### STATED EXERCISE
Identify the lines that include the word "index", then copy all of them.

### INFORMATION PROVIDED

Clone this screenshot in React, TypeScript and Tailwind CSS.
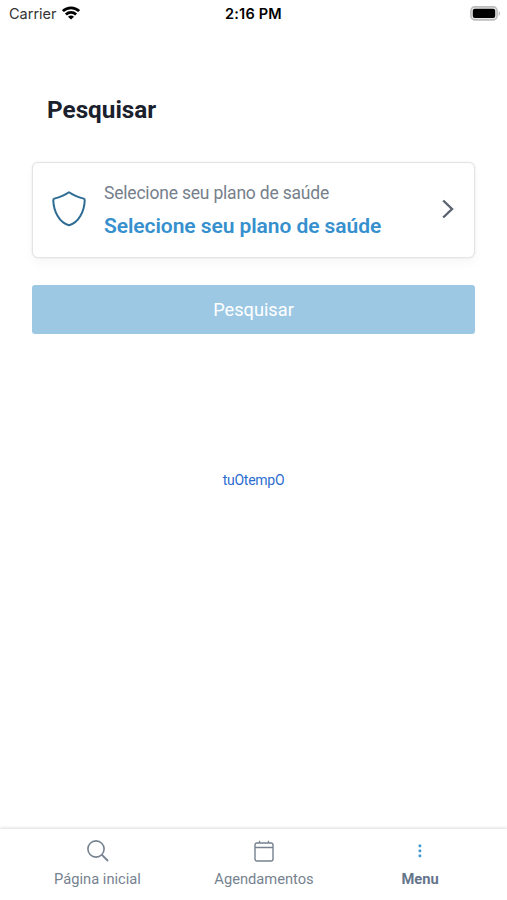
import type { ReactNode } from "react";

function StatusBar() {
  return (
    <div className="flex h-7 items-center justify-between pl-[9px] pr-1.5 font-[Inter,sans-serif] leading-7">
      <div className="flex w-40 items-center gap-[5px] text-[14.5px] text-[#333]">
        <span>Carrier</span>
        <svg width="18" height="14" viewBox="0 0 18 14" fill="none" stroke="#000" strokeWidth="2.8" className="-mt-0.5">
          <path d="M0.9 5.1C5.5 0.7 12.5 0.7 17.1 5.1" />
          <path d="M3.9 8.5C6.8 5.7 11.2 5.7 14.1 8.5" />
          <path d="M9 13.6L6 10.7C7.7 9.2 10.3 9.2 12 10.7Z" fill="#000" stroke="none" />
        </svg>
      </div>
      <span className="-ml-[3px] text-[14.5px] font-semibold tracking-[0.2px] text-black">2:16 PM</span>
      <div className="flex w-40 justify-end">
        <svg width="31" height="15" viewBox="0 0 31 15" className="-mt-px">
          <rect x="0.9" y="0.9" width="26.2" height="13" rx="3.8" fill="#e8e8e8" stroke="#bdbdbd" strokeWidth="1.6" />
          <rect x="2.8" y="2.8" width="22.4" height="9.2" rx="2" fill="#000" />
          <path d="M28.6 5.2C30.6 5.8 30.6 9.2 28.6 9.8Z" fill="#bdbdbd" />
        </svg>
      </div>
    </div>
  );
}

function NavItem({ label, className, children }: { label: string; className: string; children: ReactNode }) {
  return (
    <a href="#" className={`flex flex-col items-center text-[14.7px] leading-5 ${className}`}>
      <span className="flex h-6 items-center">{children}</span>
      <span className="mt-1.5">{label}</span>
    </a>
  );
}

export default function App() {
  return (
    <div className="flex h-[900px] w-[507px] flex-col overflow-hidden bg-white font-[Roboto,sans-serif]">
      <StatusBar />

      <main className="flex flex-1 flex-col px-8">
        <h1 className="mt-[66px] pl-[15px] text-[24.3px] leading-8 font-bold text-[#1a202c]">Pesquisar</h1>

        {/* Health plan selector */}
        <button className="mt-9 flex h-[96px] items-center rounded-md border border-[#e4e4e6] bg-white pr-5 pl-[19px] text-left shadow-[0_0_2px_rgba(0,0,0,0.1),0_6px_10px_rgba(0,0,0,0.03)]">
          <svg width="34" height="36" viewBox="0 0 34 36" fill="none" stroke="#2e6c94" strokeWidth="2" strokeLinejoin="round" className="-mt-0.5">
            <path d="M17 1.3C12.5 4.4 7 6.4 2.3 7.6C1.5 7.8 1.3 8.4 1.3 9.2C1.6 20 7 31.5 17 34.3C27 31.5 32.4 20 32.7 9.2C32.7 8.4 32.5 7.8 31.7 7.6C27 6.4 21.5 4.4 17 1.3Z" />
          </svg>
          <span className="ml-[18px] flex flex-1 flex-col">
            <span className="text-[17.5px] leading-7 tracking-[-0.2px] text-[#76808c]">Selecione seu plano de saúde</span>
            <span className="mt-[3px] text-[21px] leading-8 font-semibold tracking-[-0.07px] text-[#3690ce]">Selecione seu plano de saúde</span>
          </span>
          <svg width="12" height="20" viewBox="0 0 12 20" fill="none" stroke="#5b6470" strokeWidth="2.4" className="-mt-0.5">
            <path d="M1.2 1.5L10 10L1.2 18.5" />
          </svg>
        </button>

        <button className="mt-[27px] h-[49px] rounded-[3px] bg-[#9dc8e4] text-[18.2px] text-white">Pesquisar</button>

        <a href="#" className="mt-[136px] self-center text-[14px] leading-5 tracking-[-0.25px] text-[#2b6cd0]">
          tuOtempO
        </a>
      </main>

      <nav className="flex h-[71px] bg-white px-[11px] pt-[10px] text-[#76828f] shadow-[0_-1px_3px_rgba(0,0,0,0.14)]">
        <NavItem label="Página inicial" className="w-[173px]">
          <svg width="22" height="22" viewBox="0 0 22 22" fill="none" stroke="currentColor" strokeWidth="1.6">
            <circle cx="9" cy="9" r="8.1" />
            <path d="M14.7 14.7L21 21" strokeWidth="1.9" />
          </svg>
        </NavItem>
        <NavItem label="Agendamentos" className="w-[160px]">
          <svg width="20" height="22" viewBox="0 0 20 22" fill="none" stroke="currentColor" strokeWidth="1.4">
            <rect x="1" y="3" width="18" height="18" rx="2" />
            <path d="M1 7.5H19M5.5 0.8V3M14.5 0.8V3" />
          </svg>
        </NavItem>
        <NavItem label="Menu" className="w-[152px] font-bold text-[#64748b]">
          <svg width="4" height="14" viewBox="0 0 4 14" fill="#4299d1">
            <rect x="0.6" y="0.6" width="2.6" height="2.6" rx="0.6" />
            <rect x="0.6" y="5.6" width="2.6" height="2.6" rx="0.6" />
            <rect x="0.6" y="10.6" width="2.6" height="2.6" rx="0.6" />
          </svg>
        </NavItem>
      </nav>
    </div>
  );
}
---
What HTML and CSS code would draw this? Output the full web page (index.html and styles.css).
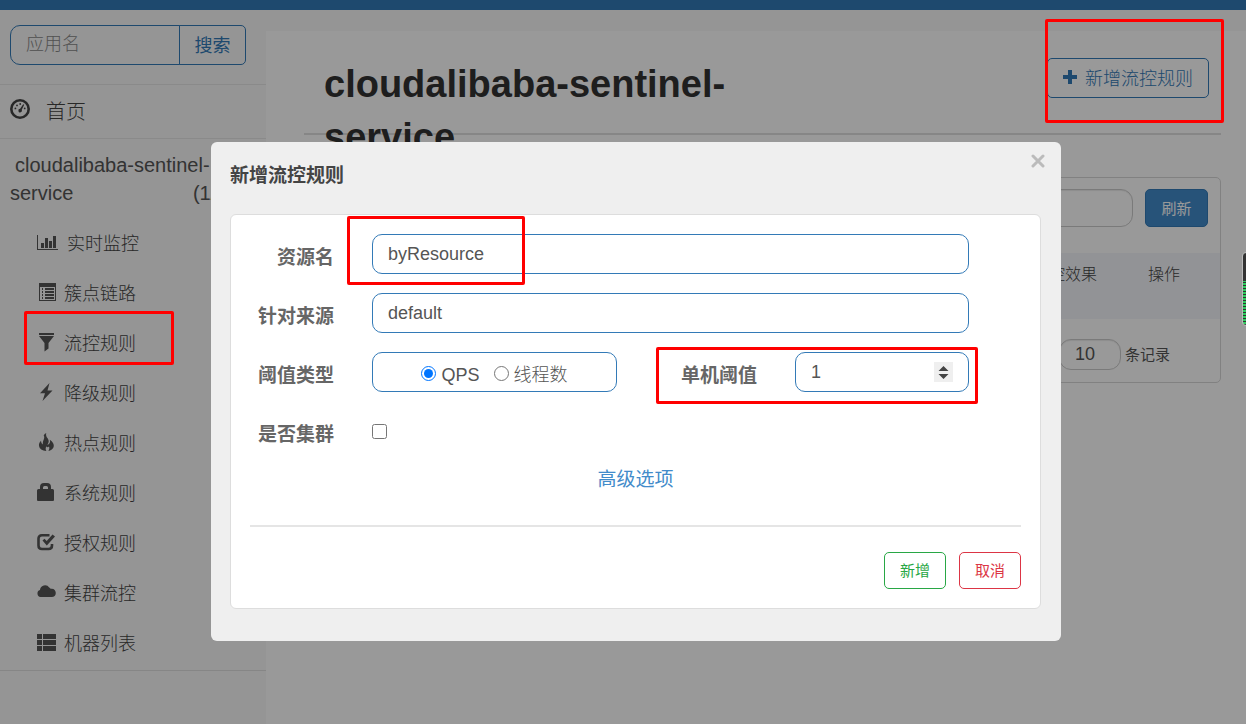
...
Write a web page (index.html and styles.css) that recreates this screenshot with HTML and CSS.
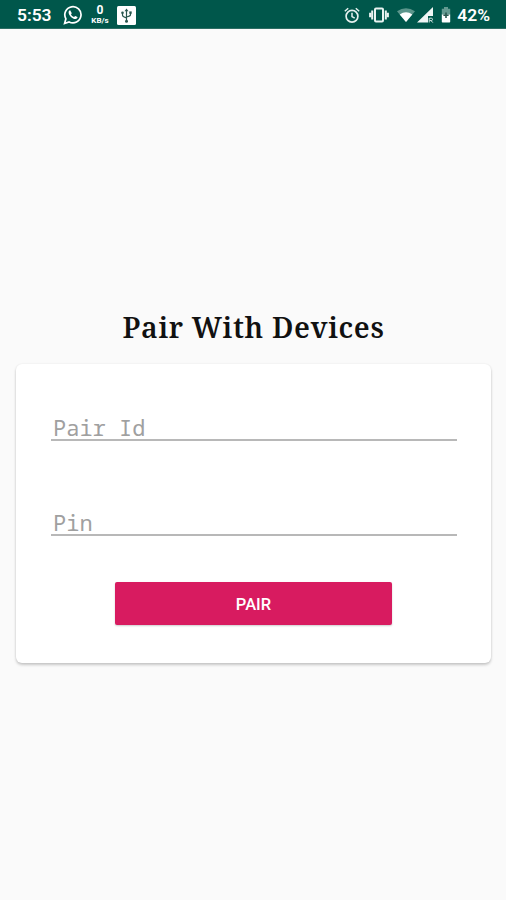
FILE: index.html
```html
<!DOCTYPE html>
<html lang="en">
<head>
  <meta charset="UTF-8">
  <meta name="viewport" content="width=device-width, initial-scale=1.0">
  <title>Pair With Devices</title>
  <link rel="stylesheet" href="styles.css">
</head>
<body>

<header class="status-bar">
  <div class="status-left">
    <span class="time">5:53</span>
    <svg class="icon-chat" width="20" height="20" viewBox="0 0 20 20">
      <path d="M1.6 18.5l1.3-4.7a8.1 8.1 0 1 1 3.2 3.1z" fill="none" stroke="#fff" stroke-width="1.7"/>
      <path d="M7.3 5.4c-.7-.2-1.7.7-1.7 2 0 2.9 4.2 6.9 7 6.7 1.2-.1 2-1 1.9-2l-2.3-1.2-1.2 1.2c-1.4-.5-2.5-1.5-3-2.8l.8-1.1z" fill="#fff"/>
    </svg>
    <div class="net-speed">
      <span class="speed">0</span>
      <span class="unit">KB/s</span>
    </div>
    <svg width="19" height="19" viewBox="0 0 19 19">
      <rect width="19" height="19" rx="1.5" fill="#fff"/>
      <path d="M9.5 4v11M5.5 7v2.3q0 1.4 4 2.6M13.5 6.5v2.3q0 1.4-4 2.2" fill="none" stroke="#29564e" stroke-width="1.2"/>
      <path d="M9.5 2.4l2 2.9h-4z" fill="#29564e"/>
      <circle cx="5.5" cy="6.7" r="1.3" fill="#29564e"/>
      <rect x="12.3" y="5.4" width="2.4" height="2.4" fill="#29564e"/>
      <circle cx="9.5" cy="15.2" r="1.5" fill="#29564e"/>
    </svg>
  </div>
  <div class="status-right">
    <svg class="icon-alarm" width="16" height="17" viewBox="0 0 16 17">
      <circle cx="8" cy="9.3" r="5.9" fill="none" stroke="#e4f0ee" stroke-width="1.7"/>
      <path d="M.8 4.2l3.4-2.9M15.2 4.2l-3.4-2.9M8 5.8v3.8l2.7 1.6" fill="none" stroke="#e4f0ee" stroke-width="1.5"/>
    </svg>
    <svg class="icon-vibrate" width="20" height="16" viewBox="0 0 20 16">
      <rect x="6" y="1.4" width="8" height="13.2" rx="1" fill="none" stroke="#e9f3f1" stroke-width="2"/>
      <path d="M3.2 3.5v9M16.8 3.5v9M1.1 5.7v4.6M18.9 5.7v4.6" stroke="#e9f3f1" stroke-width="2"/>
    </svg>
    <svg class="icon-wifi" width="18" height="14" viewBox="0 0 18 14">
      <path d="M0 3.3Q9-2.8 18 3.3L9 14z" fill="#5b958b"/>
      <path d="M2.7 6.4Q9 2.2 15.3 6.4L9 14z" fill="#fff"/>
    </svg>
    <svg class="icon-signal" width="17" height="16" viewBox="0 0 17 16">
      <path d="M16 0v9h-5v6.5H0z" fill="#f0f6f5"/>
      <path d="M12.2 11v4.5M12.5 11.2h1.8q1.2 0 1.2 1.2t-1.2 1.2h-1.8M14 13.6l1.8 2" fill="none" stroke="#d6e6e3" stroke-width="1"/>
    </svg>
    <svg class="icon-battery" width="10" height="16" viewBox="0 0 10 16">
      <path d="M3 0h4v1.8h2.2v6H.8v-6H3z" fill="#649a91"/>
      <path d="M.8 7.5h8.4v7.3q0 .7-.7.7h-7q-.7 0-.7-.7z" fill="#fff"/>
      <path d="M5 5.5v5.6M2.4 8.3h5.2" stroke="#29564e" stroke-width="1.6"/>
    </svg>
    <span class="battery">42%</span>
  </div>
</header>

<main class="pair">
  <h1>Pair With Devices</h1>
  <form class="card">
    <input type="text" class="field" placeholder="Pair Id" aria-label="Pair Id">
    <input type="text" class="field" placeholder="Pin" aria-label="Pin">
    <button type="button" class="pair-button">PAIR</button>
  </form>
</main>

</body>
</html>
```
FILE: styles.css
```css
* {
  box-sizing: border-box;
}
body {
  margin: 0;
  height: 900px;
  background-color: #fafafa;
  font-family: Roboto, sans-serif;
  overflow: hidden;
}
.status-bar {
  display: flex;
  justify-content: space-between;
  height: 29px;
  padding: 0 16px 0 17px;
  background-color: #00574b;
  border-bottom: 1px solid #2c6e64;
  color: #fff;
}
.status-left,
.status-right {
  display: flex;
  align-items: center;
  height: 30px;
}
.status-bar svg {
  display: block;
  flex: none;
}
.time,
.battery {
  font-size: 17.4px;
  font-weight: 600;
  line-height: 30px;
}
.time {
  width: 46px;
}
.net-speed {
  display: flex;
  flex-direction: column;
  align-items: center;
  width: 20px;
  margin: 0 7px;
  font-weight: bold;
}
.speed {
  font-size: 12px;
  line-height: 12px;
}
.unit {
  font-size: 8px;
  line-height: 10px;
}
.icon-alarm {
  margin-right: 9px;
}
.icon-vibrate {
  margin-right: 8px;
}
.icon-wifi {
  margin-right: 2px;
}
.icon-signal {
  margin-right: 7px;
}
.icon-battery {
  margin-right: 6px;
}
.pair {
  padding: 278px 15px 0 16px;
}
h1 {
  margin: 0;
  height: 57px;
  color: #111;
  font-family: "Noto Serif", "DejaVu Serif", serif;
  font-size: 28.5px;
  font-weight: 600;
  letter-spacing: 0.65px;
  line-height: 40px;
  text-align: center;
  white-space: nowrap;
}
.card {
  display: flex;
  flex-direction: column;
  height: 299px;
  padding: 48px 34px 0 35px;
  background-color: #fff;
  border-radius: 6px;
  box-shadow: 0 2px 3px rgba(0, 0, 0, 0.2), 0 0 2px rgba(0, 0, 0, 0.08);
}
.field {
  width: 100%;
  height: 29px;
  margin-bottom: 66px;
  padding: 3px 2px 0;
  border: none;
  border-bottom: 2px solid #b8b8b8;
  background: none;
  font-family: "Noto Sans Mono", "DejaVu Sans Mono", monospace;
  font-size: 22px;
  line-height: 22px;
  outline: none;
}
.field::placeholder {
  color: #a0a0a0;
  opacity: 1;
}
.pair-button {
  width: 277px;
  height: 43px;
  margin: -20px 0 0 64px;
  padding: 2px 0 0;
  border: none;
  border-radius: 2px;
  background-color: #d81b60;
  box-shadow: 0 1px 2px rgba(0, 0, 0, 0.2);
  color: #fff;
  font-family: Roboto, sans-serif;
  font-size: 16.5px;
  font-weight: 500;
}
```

### FINAL RESULT
What HTML and CSS code would draw this? Output the full web page (index.html and styles.css).
Write a web page (index.html and styles.css) that recreates this screenshot with HTML and CSS.
FILE: index.html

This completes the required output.